There has been a lot of comment recently about the FSA’s retail distribution review and a lot of attention has focused on commission and whether it should continue to be paid to professional advisers – those highly qualified advisers serving customers who need the full range of advice.
Although this is an important topic, it is essential not to lose sight of the other aspects of the RDR relating to proposals for a new form of segmentation of the market for regulated investment advice. Those proposals may then lead to possible changes over how advisers should be paid for the services they provide.
The market would be split into two parts – professional financial planning and primary advice.
The need for the split stems from the need to strengthen existing regulatory requirements. Stronger regulations and higher professional standards will increase the costs of providing services to consumers. This will result in fewer firms but with higher standards and only wealthier consumers being able to afford the cost of the services.
Advisers offering “full advice” would include professional financial planners and general financial advisers. Professional financial planners would have to meet higher minimum training requirements than today’s IFAs. Their remuneration would only be in a form that had been agreed with customers in advance, called customer agreed remuneration.
In practice, remuneration would be fee-based. Only professional advisers would be allowed to call themselves “independent”.
The question of whether fee-based advisers would be able to get commission has caused consternation in the industry. The RDR addresses this point, stating “fee-based to mean any advisory remuneration derived in discussion with the customer and not influenced by the product provider and includes commission payments, including these expressed as a percentage of ongoing funds under management but only where such payments have been determined with the customer’s agreement”.
It is not difficult to see customer agreed remuneration based on a fee calculated at an hourly rate but which might be offset by any commission paid under an investment product taken out by the client. Indeed, the commission may not meet the cost of the advice, in which case, the client would make up the difference.
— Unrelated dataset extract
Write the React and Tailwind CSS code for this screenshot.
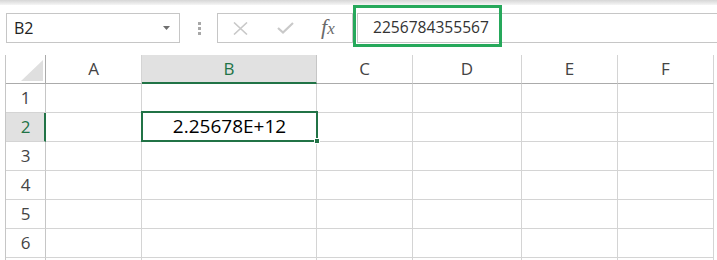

General financial planners would be able to continue to provide similar services as now but would have lower training requirements similar to the minimum required today. It is likely that they would have to satisfy higher prudential and supervisory requirements than professional planners.
Consumers on lower incomes (the RDR uses as an example people with incomes of between £25,000 and £50,000) and who may not be able to afford the full financial advice offered by professional financial planners would have their needs met by firms offering straightforward advice on simple products known as primary advice. The RDR expects that a wide variety of firms would be interested in offering primary advice.
Although higher standards for training and more transparent forms of remuneration should be rewarded with regulatory incentives, these incentives should not be restricted to membership of the club sitting at the top of the market.
Capital requirements and levels of supervision should be based on a wider range of factors such as standards of expertise, remuneration systems, the number of complaints, quality of standards and controls.
The better a distributor scores across the spectrum, the lower its prudential and supervisory requirements should be. Such an approach would create incentives for better conduct throughout the industry.
Advisers need to consider how the market segments envisaged by the RDR might affect them. Do their business models cater for clients who, in the main, need primary or specialist advice? These considerations are more important than worrying about whether a small proportion of their clients will have to pay for advice through fees rather than commission.